Data Structures and Indexing for Operations on Deeply Nested Comments

You may wonder if this problem is still relevant in 2020. The answer is: very much so! Despite the great success of Neo4j, a graph database, and other NoSQL databases, such databases are still rarely seen in non-startup Spring Boot projects. So, if you are a Java developer, who works on such a project, and are looking for a JPQL-only solution for this problem, the proposed approach may be helpful for you.

This post demonstrates the data structure and algorithms, analyzes their complexity, and reviews the literature. If you are looking for an actual Spring Initializr project, go to Part 2. So, let us start.

The Requirements

We will build a CRM system for a mid-size online education center. The system is implemented with Spring Boot 2, H2 (development), and (for now) Ms-SQL(production) technology. Among many functionalities, the system must be able to create, read, update, and delete nested comments from/to a relational database. The functional requirements for the comment functionality are:

The most common operations are to find all descendants of a particular comment and to find all root comments,
All new and edited comments are moderated before being published and saved into the database,
If a comment is deleted, all its child comments are deleted as well,
The system should support full-text search over comments’ content.

We assume the following about the comments:

The comments are text strings no more than a certain length (no pictures or video fragments for now),
Every comment has 0 or 1 parent,
Most of the comments are questions/answers/hints on assignments and classes, so there going to be a lot more reads than writes,
Ones saved, the comments are rarely updated and even more rarely, if ever, deleted,
The older the comment gets, the lesser it is commented; the total number of child comments of a particular comment rarely exceeds a certain (large) number; the number depends on the depth of the comment.
For every root comment, there are hundreds or more sub root comments. This can be achieved if only users of a certain role or reputation can create root comments.
The majority of the comments are just few level deep. Much deeper comments are rare.

The following are the implementation details for the comment functionality:

The functionalities need to be implemented with JPQL only and no native queries,
There should be as few pessimistic locks as possible.
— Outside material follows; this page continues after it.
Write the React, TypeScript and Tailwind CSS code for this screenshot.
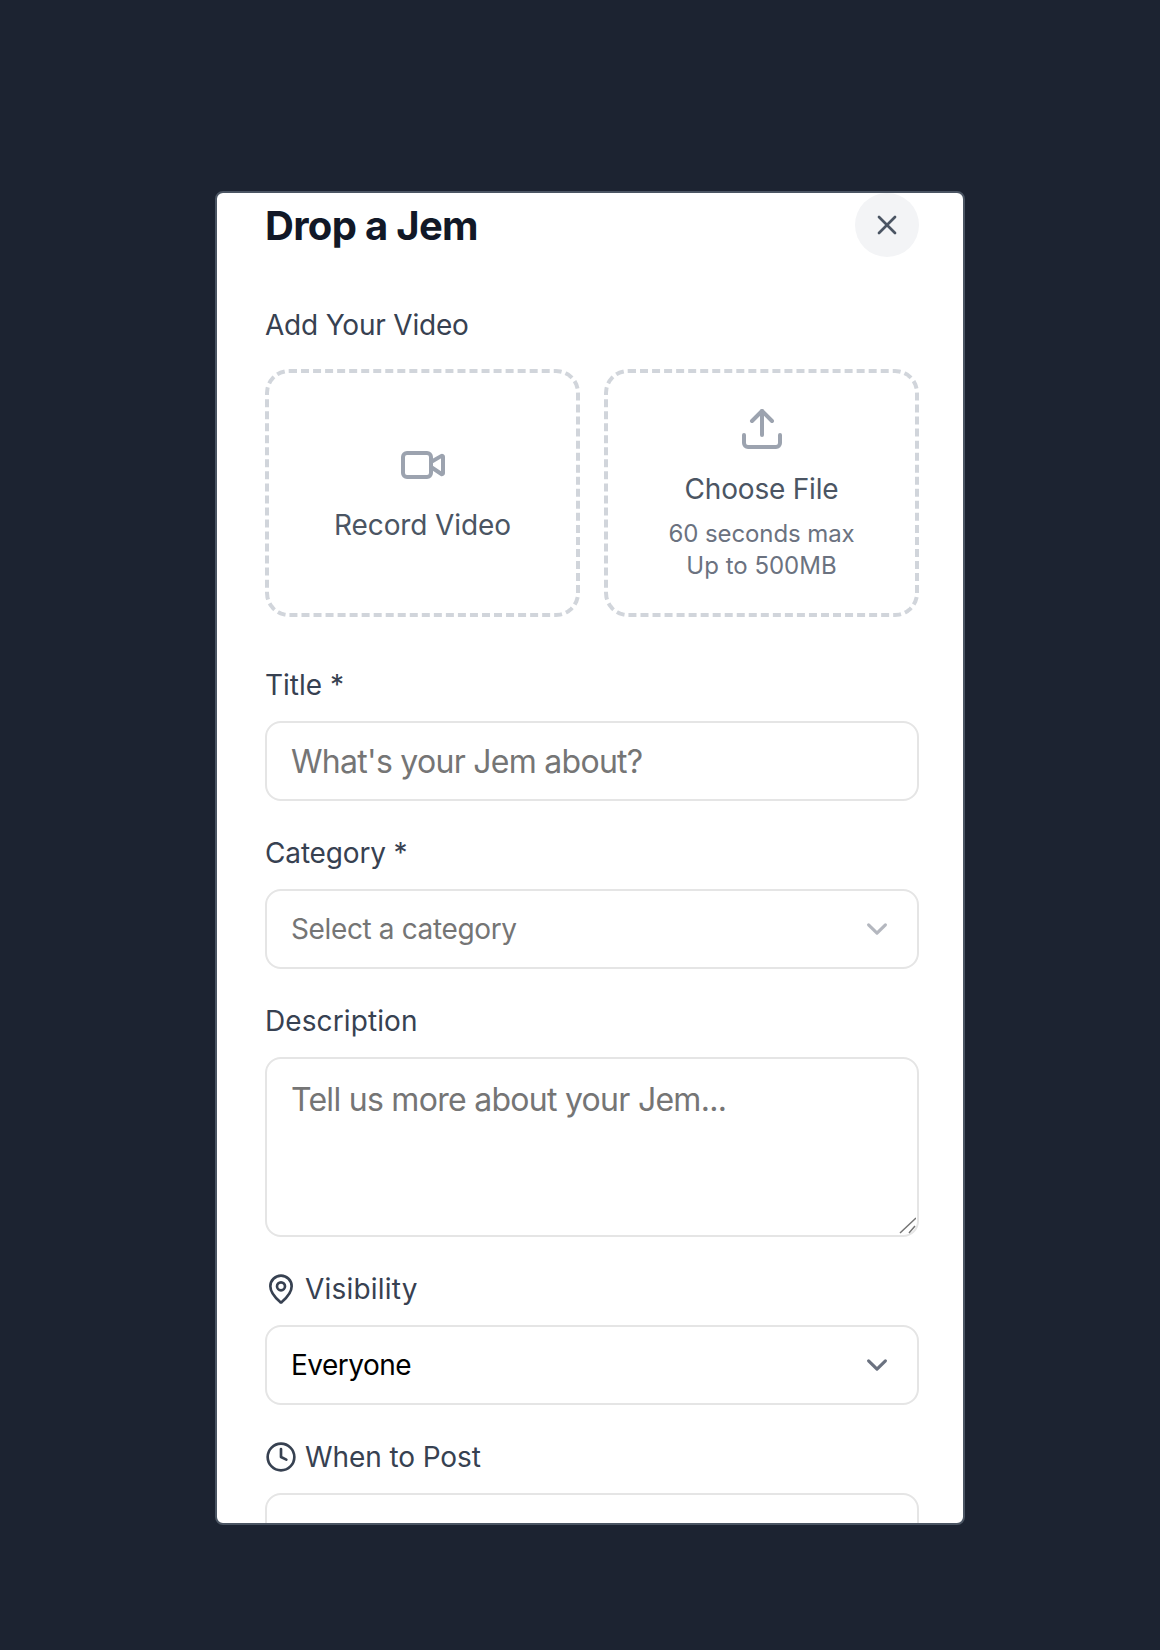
import type { ReactNode } from "react";
import { Clock, MapPin, Upload, Video, X } from "lucide-react";

const fieldClass =
  "w-full h-20 rounded-2xl border-2 border-[#e5e5e5] bg-white px-6 outline-none appearance-none";

function Chevron({ light }: { light?: boolean }) {
  return (
    <svg
      viewBox="0 0 20 20"
      fill="none"
      className={`absolute right-[21px] top-[19px] h-[42px] w-[42px] pointer-events-none ${light ? "opacity-50" : ""}`}
    >
      <path d="M6 8l4 4 4-4" stroke="#6b7280" strokeWidth="1.5" strokeLinecap="round" strokeLinejoin="round" />
    </svg>
  );
}

function Field({
  label,
  icon,
  tracking = "",
  children,
}: {
  label: string;
  icon?: ReactNode;
  tracking?: string;
  children: ReactNode;
}) {
  return (
    <div className="mb-8">
      <label className={`mb-4 flex h-10 items-center gap-2 text-[28px] leading-10 text-[#374151] ${tracking}`}>
        {icon}
        <span>{label}</span>
      </label>
      {children}
    </div>
  );
}

export default function App() {
  return (
    <div
      className="h-[1650px] bg-[#1c2331] pl-[215px] pt-[191px]"
      style={{ fontFamily: "Inter, sans-serif" }}
    >
      <div className="h-[1334px] w-[750px] overflow-hidden rounded-lg border-2 border-[#4b5563] bg-white pl-[48px] pr-[44px]">
        {/* Header */}
        <div className="mb-12 flex items-center justify-between">
          <h2 className="pt-[2px] text-[40px] leading-[56px] font-bold tracking-[-0.7px] text-[#111827]">Drop a Jem</h2>
          <button className="flex h-16 w-16 items-center justify-center rounded-full bg-[#f3f4f6] text-[#4b5563]">
            <X size={32} />
          </button>
        </div>

        {/* Video */}
        <div className="mb-12">
          <p className="mb-6 h-10 text-[28px] leading-10 tracking-[-0.2px] text-[#374151]">Add Your Video</p>
          <div className="grid grid-cols-2 gap-6">
            <button className="flex h-[248px] flex-col items-center justify-center rounded-3xl border-4 border-dashed border-[#d1d5db]">
              <Video size={48} className="mb-4 text-[#9ca3af]" />
              <span className="text-[28px] leading-10 tracking-[-0.1px] text-[#4b5563]">Record Video</span>
            </button>
            <button className="flex h-[248px] flex-col items-center justify-center rounded-3xl border-4 border-dashed border-[#d1d5db] pt-px">
              <Upload size={48} className="mb-4 text-[#9ca3af]" />
              <span className="text-[28px] leading-10 tracking-[-0.2px] text-[#4b5563]">Choose File</span>
              <span className="mt-[9px] text-2xl leading-8 tracking-[-0.1px] text-[#6b7280]">60 seconds max</span>
              <span className="text-2xl leading-8 text-[#6b7280]">Up to 500MB</span>
            </button>
          </div>
        </div>

        <Field label="Title *">
          <input
            type="text"
            placeholder="What's your Jem about?"
            className={`${fieldClass} pt-px text-[32px] tracking-[-0.72px] placeholder:text-[#757575]`}
          />
        </Field>

        <Field label="Category *" tracking="tracking-[-0.15px]">
          <div className="relative">
            <select defaultValue="" className={`${fieldClass} text-[28px] tracking-[-0.37px] text-[#757575]`}>
              <option value="">Select a category</option>
            </select>
            <Chevron light />
          </div>
        </Field>

        <Field label="Description" tracking="tracking-[0.1px]">
          <div className="relative">
            <textarea
              placeholder="Tell us more about your Jem..."
              className="block h-[180px] w-full resize-none rounded-2xl border-2 border-[#e5e5e5] bg-white px-6 pt-[17px] pb-4 text-[32px] tracking-[-0.72px] outline-none placeholder:text-[#757575]"
            />
            {/* resize grip */}
            <svg viewBox="0 0 18 18" className="absolute right-[3px] bottom-[3px] h-[18px] w-[18px] pointer-events-none">
              <path d="M2 17 18 2M11 17l6-7" stroke="#757575" strokeWidth="1.5" fill="none" />
            </svg>
          </div>
        </Field>

        <Field label="Visibility" tracking="tracking-[0.2px]" icon={<MapPin size={32} />}>
          <div className="relative">
            <select defaultValue="everyone" className={`${fieldClass} text-[28px] tracking-[-0.5px] text-black`}>
              <option value="everyone">Everyone</option>
            </select>
            <Chevron />
          </div>
        </Field>

        <Field label="When to Post" tracking="tracking-[-0.1px]" icon={<Clock size={32} />}>
          <div className={fieldClass} />
        </Field>
      </div>
    </div>
  );
}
These requirements are not easy to satisfy simultaneously.

The Challenges

To implement these requirements, we face the following challenges:

The data structures must be compatible with the relational database (rows and columns), yet implement a deeply nested tree.
There should be efficient indexes to quickly find all children of a particular comment, yet no dialect-specific database features should be used.
If all comments are stored in a single table, all root comments can not be found quickly without advanced dialect-specific database features. Yet, if all root comments are stored in a separate table, we have to use transactions. (this challenge is addressed in Part 2).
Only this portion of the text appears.